Yet my brother and I were sent out to play in any weather – we liked it. We walked a mile or so to school (uphill both ways, as I remember), although my mom consented to drive us if it was way below zero and if she was sure the Studebaker wouldn’t get stuck. Usually we walked with friends but sometimes alone. Yes, by ourselves, even in elementary school.

It was the rule that girls wear dresses or skirts to school EXCEPT when it was really cold. Then we could wear “snow pants” or pants UNDER our dresses. Of course, we would remove the offending garments before class started.

Weather is only one of our concerns now and we are pretty well equipped to deal with the extremes, although having the car get stuck remains a primal winter fear for me. If this happens, you have to depend on “the kindness of strangers “to get out. Even the most independent spirit realizes how much you need other humans at such moments. As I think ahead to the snow predicted for Saturday night and the fact that I need to be at St. John’s by 7:45 a.m., I am grateful that the rector lives two blocks down the street and give me a ride if the Civic gets mired in the driveway. He’s dug me out before…

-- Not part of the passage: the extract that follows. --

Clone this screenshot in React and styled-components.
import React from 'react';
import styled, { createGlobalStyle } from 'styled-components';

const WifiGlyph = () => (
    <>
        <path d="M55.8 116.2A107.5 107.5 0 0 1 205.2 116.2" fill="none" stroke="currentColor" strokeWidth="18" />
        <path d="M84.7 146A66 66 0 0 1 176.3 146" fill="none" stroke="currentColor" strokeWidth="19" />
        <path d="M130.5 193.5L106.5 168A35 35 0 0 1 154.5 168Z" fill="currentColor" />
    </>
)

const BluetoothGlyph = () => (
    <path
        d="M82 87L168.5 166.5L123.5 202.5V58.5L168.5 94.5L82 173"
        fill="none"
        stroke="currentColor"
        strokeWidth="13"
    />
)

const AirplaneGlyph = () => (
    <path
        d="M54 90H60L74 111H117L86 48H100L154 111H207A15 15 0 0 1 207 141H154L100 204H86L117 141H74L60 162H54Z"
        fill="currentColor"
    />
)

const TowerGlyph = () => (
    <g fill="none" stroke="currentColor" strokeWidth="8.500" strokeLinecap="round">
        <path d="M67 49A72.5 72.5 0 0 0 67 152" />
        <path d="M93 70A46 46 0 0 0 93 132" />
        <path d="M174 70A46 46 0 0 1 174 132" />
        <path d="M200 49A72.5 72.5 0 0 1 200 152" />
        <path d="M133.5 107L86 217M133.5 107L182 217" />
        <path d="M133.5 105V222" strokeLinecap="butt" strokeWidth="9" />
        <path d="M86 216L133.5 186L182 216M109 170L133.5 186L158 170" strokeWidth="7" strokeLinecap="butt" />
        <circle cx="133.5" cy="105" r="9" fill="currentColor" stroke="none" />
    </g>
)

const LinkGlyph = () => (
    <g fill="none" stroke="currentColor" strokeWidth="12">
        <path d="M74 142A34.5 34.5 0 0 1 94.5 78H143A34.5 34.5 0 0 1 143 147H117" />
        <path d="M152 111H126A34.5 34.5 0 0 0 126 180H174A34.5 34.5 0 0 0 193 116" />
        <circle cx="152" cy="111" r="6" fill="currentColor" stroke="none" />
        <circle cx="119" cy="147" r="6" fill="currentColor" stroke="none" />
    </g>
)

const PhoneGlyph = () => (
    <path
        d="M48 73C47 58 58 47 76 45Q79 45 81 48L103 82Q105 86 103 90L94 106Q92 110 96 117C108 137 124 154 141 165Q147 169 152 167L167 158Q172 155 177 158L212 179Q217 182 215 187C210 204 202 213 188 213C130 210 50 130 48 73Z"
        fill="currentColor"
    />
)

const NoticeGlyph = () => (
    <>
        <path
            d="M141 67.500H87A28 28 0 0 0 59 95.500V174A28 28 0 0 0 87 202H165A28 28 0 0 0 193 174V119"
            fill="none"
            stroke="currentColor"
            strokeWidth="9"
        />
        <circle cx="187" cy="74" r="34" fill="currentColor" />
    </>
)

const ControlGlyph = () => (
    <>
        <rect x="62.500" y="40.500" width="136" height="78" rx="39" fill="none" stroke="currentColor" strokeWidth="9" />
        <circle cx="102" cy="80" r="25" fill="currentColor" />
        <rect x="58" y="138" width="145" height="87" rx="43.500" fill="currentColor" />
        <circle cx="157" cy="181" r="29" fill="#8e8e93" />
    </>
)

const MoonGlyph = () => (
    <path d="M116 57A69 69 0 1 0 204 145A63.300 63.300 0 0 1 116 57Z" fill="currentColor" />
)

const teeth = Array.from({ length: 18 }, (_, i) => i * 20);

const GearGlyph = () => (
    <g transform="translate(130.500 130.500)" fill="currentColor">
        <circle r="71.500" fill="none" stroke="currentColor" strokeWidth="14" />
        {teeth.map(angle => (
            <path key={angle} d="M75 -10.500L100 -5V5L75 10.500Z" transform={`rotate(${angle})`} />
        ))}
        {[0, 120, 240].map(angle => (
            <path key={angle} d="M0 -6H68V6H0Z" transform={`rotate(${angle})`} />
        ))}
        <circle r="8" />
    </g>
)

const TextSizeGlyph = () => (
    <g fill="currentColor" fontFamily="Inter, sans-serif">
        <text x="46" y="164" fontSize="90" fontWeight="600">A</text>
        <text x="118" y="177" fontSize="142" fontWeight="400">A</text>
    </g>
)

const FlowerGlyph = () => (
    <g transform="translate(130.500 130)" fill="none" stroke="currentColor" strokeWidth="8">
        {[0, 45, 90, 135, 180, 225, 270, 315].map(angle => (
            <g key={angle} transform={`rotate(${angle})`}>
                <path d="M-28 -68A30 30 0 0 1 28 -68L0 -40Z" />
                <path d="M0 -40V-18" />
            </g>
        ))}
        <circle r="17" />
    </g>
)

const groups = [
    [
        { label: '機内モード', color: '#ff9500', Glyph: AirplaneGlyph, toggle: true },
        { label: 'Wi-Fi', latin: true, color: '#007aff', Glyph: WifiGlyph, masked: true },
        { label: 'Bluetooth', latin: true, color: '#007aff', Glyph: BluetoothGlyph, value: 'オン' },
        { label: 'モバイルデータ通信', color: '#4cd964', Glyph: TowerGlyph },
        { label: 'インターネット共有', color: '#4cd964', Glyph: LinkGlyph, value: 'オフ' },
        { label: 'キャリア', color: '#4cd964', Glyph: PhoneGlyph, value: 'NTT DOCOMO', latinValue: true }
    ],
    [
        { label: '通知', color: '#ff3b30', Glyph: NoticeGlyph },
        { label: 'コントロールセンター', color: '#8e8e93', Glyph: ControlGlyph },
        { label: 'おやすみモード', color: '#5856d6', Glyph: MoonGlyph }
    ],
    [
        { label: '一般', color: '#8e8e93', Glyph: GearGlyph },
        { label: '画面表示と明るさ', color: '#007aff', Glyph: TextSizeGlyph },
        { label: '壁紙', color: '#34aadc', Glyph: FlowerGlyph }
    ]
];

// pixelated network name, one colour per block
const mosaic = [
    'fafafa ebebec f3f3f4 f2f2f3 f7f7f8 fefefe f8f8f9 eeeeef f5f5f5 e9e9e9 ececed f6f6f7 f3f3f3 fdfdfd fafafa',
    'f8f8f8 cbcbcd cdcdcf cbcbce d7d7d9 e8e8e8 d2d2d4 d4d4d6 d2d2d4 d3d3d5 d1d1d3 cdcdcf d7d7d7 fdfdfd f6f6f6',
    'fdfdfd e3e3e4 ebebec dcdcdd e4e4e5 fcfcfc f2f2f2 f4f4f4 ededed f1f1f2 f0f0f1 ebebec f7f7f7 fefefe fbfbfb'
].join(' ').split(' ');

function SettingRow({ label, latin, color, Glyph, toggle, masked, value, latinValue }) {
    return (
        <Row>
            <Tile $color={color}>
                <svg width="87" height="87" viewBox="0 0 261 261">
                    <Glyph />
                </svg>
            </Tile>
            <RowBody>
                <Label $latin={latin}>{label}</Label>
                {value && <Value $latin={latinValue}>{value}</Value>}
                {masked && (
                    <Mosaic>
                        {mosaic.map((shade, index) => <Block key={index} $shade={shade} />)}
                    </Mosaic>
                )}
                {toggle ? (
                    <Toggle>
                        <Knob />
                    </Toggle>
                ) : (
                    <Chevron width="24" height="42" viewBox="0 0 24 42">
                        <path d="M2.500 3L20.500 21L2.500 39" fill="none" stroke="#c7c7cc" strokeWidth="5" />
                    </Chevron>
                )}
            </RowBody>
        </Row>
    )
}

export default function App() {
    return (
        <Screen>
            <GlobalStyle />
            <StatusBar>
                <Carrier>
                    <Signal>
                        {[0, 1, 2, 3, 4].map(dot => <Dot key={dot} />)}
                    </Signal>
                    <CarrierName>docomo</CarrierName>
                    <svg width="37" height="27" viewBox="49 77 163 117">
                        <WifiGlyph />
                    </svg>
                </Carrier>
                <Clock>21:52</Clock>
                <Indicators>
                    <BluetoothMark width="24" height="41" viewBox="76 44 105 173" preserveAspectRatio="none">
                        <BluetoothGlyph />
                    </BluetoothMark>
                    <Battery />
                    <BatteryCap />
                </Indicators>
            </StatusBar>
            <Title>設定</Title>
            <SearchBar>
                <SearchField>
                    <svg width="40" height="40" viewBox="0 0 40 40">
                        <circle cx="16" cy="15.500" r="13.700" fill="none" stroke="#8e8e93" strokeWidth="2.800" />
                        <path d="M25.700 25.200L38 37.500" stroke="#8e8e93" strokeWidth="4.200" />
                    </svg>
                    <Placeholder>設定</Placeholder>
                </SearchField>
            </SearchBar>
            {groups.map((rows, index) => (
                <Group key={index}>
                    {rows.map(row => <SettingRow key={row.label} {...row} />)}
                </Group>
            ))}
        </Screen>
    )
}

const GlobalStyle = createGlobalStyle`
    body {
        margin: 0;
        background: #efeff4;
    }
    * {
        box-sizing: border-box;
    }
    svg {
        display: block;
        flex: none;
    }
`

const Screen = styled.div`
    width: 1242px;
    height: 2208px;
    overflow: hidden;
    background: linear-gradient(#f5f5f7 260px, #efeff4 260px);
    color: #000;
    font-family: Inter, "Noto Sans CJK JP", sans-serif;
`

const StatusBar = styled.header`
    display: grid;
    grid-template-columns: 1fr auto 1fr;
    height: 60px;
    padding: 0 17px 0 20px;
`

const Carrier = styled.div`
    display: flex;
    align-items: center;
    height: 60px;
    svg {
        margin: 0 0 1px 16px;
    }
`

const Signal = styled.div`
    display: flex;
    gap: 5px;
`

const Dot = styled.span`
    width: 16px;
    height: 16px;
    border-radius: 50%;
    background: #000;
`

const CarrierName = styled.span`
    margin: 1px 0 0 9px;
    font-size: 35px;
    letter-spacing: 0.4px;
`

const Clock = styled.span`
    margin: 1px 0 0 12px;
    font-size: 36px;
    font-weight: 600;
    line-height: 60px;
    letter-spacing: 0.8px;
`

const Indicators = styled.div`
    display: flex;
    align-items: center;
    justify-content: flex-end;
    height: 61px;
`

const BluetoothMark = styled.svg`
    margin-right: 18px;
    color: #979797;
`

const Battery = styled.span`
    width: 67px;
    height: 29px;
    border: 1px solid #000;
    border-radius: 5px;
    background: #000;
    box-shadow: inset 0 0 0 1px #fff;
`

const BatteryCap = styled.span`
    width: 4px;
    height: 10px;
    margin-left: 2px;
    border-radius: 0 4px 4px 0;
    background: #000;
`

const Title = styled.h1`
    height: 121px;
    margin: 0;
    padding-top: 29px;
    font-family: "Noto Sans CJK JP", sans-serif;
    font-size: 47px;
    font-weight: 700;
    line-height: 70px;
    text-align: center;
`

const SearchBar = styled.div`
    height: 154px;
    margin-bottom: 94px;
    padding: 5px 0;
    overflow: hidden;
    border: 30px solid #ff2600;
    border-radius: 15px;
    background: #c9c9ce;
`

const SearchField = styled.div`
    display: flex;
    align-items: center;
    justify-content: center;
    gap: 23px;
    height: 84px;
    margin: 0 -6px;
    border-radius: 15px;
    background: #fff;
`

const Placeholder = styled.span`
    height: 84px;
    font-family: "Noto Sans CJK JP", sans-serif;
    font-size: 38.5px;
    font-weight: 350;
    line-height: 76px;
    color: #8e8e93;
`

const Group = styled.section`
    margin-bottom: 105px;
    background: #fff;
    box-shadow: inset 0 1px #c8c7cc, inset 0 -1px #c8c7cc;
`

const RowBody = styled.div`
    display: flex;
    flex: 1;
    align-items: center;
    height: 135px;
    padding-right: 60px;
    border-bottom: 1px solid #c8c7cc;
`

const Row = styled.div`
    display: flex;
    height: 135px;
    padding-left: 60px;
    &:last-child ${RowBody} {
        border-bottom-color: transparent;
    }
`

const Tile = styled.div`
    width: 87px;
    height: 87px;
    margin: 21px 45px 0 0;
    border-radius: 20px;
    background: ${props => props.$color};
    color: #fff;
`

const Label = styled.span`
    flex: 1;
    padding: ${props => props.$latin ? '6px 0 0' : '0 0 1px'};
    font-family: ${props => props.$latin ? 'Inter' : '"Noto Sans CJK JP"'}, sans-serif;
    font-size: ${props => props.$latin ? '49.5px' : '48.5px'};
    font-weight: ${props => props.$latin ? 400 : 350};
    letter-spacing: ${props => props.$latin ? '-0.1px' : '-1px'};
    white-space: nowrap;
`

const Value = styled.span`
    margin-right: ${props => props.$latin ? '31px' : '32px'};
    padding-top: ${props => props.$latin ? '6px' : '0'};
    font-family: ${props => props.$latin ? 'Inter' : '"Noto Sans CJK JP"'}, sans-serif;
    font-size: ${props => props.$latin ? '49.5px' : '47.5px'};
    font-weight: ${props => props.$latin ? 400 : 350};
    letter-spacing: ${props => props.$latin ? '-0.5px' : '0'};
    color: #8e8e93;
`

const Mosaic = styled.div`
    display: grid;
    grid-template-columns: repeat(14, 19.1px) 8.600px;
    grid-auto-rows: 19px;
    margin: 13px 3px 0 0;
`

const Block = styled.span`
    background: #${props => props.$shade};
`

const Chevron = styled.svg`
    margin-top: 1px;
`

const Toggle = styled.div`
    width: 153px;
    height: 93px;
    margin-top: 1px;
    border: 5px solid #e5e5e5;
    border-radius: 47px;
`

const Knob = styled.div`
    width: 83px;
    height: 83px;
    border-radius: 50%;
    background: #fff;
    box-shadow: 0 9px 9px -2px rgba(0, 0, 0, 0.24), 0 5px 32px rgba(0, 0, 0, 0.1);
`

Weather fear is generally seasonal, but other kinds of fear are not. The fear inflicted on our children that they are in mortal danger in their classrooms is beyond comprehension. This is also a stomach-turning, gut-level fear for parents, grandparents, aunts, uncles, friends. We are sacrificing our children because we as a country can’t solve a problem that many other countries have dealt with long ago. I’ve been a teacher and the idea that I should be packing heat appalls me.

This Sunday’s Gospel is about fear. Jesus and Peter both are terrified about what will come. The ruthless Roman Empire had their boot on the neck of the Jewish population and executions could be ordered if a particular ruler was simply in a bad mood and wanted to punish someone. And the preferred method of execution was a cross.

I don’t know if the Romans crucified children, but we are.

So we turn to our Scriptures, as if our lives depended on it.

See you in church.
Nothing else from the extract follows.